■ EXERCISE PROMPT: Starting at the line that contains "Write the Lit" and stopping at the line that contains "Person[] = [];", repeat every line exactly, the two end lines included, and nothing else.

■ GIVEN DATA:

──────────────────────────────

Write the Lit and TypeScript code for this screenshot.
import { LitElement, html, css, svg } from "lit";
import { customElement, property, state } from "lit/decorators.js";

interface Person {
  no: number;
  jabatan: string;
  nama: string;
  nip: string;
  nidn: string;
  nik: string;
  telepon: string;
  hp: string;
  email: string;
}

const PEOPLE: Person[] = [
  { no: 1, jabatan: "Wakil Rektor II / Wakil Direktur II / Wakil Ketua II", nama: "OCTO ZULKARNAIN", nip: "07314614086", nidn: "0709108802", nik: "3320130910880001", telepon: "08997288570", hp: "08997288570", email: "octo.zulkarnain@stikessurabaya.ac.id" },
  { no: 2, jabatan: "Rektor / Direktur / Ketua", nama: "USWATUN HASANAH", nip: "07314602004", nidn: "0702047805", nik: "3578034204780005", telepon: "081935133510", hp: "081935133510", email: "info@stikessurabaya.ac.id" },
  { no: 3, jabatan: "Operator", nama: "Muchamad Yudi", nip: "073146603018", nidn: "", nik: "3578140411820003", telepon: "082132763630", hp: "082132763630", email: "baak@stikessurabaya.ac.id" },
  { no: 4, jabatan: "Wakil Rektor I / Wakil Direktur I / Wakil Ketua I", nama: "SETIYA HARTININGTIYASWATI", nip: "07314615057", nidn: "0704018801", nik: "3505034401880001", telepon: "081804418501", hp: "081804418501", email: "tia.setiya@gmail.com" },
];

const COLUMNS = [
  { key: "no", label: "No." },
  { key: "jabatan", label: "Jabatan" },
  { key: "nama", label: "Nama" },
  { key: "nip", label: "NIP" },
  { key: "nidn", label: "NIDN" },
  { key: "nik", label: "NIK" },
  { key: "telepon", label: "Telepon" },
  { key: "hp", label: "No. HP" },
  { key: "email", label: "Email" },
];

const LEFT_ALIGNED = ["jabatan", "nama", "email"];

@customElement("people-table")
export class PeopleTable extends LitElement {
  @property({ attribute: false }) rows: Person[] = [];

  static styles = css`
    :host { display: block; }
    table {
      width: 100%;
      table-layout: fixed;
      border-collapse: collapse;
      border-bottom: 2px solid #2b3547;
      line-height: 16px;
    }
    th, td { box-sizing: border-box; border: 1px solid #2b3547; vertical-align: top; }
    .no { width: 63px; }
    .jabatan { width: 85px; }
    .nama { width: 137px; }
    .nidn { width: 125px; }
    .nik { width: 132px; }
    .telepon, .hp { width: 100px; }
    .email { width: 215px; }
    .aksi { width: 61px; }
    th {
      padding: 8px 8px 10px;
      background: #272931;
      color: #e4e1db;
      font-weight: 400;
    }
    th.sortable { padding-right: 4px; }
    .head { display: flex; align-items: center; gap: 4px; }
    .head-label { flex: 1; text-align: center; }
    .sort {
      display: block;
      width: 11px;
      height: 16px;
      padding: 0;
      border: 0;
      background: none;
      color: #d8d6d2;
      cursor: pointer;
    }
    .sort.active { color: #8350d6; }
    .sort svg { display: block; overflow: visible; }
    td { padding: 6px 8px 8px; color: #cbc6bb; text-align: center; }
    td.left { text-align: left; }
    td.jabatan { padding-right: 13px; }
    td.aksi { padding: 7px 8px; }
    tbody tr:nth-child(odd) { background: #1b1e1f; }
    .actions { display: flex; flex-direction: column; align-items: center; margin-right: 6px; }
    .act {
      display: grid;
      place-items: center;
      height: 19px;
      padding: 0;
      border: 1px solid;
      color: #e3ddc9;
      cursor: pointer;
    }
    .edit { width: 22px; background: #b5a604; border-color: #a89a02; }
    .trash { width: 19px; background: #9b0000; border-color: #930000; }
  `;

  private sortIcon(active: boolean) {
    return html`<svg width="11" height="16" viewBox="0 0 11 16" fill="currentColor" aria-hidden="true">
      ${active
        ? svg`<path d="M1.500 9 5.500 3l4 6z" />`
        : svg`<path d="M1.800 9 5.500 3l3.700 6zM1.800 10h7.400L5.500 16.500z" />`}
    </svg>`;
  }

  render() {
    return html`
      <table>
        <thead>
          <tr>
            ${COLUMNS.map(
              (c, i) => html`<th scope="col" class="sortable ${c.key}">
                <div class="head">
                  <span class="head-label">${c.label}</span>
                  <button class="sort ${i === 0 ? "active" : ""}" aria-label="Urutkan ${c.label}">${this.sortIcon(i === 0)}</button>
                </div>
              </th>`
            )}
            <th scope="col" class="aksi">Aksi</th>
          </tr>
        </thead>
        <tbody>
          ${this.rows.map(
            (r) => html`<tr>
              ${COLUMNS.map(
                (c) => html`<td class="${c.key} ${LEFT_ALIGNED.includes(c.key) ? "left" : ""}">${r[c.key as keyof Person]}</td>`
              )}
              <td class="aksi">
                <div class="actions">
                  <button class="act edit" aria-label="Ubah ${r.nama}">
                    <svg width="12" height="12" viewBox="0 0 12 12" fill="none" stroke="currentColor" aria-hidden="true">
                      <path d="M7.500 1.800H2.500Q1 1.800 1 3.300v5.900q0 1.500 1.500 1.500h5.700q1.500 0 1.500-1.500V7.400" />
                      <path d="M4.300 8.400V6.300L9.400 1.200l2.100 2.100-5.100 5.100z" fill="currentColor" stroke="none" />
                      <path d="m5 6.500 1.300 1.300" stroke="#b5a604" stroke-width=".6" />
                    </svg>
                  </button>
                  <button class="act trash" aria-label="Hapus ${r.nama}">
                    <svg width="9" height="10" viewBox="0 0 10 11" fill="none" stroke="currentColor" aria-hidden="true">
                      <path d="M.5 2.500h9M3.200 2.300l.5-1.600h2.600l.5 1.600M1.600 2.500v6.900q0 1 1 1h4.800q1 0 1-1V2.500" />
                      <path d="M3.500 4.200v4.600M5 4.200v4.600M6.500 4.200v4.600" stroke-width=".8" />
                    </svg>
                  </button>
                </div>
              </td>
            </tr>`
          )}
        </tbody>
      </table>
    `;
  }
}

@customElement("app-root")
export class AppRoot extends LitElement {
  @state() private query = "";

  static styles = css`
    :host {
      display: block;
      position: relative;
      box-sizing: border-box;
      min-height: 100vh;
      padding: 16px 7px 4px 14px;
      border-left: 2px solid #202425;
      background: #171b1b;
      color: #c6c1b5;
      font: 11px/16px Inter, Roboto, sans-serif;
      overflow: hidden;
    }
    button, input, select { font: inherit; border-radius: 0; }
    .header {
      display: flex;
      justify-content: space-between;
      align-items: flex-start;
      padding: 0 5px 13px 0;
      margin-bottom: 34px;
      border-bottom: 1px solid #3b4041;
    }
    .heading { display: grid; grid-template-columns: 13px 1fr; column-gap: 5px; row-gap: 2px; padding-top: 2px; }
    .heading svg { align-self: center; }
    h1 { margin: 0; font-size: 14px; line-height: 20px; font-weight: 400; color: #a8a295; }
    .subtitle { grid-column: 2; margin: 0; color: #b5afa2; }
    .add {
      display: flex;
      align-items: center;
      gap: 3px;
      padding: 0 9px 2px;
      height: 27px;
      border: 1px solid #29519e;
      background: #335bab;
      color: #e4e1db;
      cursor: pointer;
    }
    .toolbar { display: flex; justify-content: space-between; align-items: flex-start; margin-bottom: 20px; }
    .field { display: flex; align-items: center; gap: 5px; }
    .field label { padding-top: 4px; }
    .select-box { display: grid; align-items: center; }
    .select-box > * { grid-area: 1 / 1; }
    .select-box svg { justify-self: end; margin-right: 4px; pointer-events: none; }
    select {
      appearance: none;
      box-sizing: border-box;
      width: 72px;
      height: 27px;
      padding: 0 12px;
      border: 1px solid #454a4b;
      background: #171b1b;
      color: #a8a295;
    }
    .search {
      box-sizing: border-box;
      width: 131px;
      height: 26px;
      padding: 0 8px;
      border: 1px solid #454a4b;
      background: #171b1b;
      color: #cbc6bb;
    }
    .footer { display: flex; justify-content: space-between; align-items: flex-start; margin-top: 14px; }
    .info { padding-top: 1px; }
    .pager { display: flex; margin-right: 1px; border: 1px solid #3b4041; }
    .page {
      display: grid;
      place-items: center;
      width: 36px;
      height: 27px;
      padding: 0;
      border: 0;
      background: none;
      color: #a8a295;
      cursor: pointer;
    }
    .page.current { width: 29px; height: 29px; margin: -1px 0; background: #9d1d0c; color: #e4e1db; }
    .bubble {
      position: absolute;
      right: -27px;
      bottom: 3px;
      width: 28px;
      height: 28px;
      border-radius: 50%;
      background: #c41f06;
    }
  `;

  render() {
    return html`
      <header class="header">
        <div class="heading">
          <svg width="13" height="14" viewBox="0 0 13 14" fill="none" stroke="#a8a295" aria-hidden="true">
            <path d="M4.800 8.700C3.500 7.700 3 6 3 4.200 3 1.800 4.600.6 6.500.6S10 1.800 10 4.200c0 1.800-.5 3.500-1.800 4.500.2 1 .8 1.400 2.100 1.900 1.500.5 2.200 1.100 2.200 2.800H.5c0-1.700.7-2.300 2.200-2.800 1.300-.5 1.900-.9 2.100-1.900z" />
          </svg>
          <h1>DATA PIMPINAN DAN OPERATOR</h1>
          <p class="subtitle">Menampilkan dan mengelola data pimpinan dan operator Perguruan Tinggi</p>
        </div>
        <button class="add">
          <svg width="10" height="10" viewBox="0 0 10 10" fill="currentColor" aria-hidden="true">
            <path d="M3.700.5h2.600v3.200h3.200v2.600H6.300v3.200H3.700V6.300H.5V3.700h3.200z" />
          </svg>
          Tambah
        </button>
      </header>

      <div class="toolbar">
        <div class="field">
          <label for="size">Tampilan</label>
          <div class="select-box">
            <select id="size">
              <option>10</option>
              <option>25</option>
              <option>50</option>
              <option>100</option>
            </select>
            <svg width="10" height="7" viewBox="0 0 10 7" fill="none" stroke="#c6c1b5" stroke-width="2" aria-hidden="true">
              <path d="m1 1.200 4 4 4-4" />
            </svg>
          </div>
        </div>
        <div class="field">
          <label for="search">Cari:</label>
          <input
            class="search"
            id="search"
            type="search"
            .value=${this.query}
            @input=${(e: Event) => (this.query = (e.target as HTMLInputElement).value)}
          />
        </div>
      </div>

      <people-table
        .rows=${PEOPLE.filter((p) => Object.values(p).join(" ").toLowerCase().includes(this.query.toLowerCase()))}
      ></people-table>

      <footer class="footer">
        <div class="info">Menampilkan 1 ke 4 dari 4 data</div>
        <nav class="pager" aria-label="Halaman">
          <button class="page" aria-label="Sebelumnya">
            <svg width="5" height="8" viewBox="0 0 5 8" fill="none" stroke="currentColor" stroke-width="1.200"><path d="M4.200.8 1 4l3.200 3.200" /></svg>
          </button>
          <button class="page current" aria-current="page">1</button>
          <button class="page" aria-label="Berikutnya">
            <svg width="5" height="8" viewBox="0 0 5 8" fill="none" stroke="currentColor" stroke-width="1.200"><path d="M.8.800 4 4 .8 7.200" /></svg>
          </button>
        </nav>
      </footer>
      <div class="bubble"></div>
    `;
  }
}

──────────────────────────────

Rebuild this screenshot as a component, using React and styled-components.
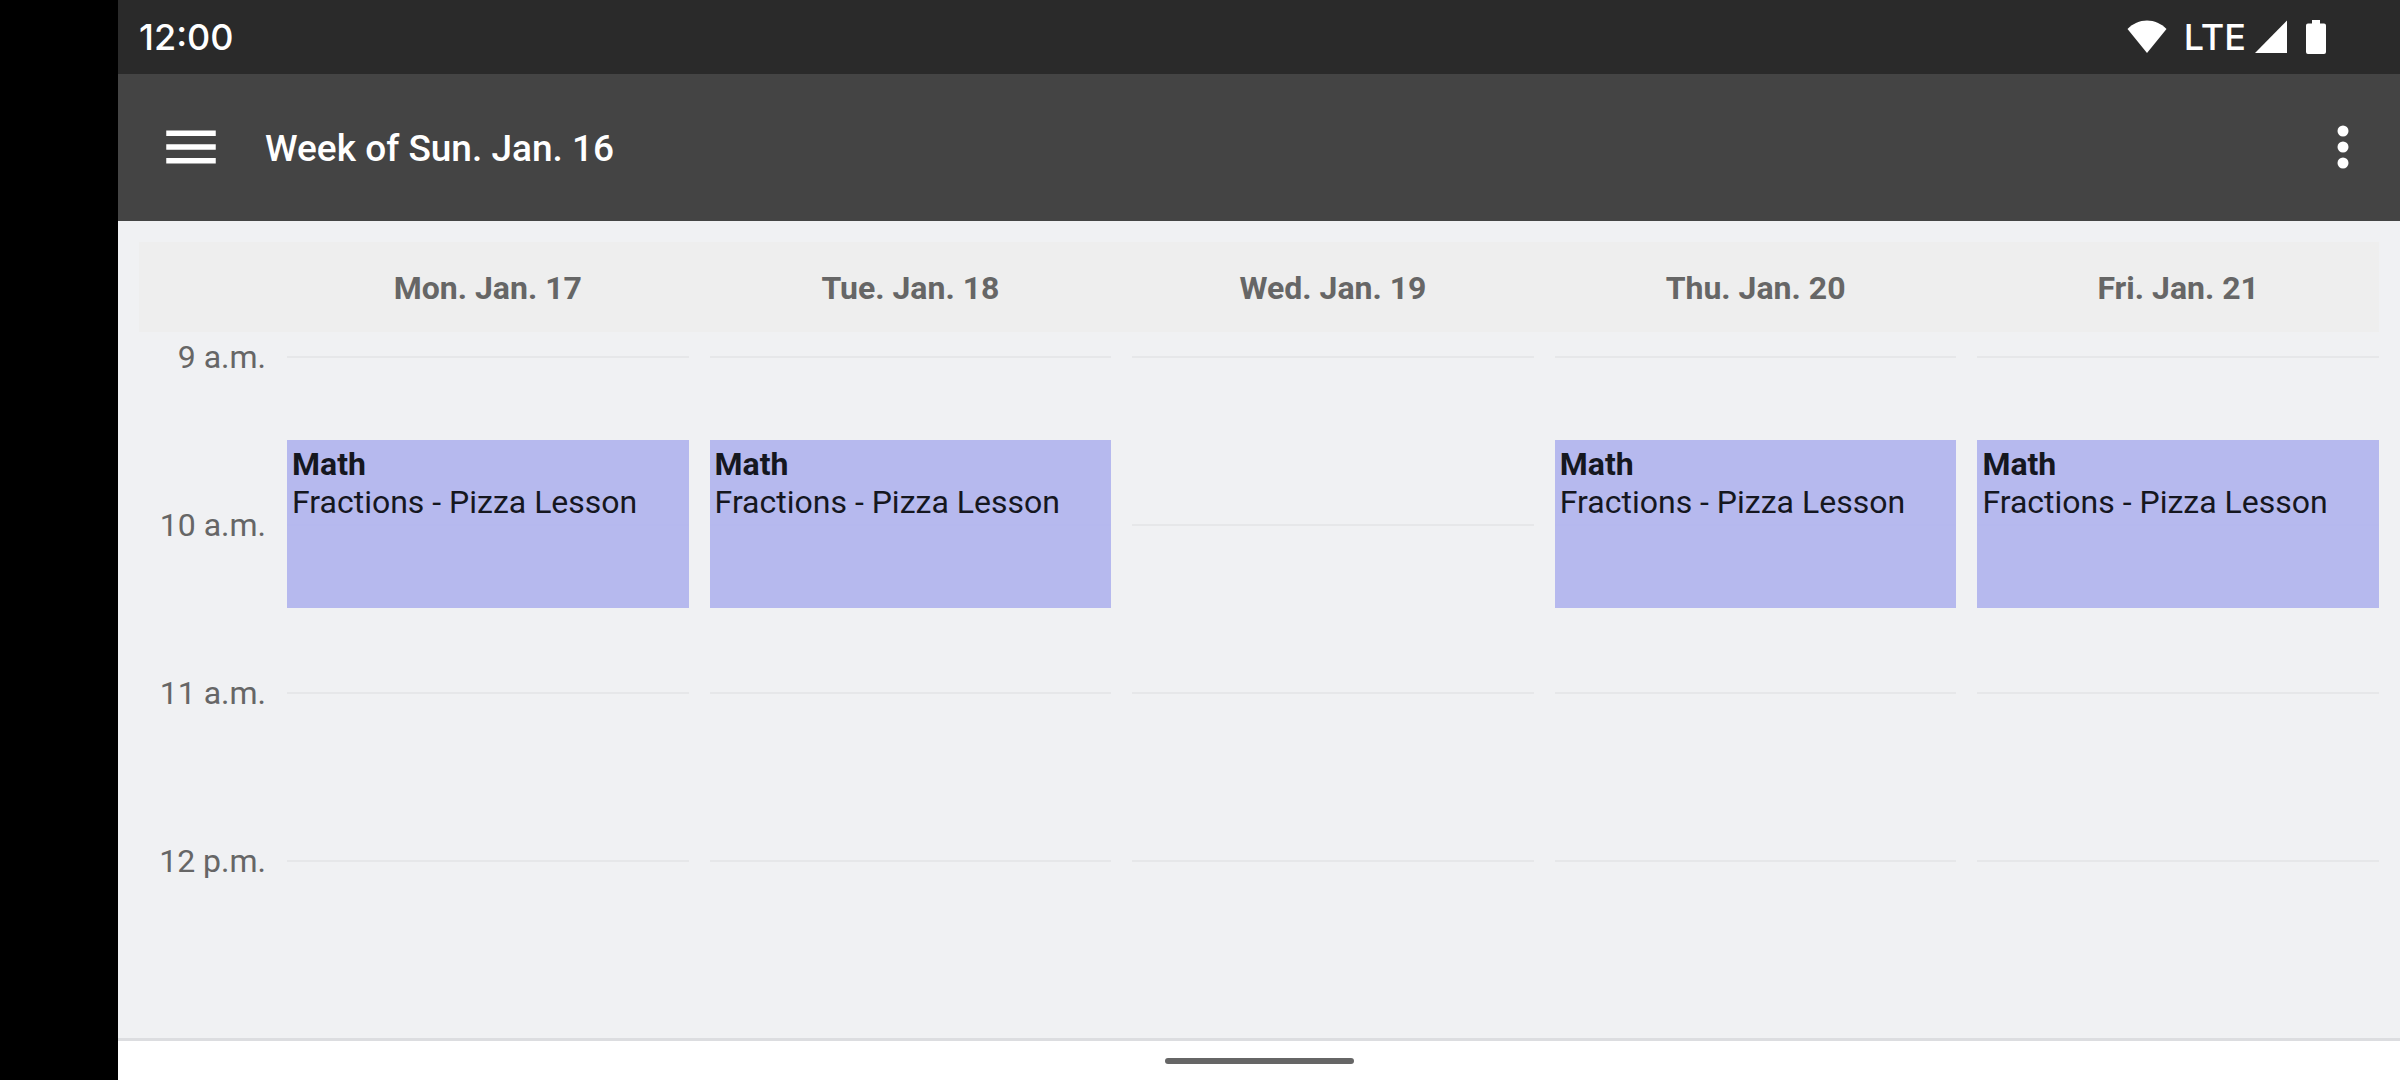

──────────────────────────────

■ RESULT OF THE TASK:
Write the Lit and TypeScript code for this screenshot.
import { LitElement, html, css, svg } from "lit";
import { customElement, property, state } from "lit/decorators.js";

interface Person {
  no: number;
  jabatan: string;
  nama: string;
  nip: string;
  nidn: string;
  nik: string;
  telepon: string;
  hp: string;
  email: string;
}

const PEOPLE: Person[] = [
  { no: 1, jabatan: "Wakil Rektor II / Wakil Direktur II / Wakil Ketua II", nama: "OCTO ZULKARNAIN", nip: "07314614086", nidn: "0709108802", nik: "3320130910880001", telepon: "08997288570", hp: "08997288570", email: "octo.zulkarnain@stikessurabaya.ac.id" },
  { no: 2, jabatan: "Rektor / Direktur / Ketua", nama: "USWATUN HASANAH", nip: "07314602004", nidn: "0702047805", nik: "3578034204780005", telepon: "081935133510", hp: "081935133510", email: "info@stikessurabaya.ac.id" },
  { no: 3, jabatan: "Operator", nama: "Muchamad Yudi", nip: "073146603018", nidn: "", nik: "3578140411820003", telepon: "082132763630", hp: "082132763630", email: "baak@stikessurabaya.ac.id" },
  { no: 4, jabatan: "Wakil Rektor I / Wakil Direktur I / Wakil Ketua I", nama: "SETIYA HARTININGTIYASWATI", nip: "07314615057", nidn: "0704018801", nik: "3505034401880001", telepon: "081804418501", hp: "081804418501", email: "tia.setiya@gmail.com" },
];

const COLUMNS = [
  { key: "no", label: "No." },
  { key: "jabatan", label: "Jabatan" },
  { key: "nama", label: "Nama" },
  { key: "nip", label: "NIP" },
  { key: "nidn", label: "NIDN" },
  { key: "nik", label: "NIK" },
  { key: "telepon", label: "Telepon" },
  { key: "hp", label: "No. HP" },
  { key: "email", label: "Email" },
];

const LEFT_ALIGNED = ["jabatan", "nama", "email"];

@customElement("people-table")
export class PeopleTable extends LitElement {
  @property({ attribute: false }) rows: Person[] = [];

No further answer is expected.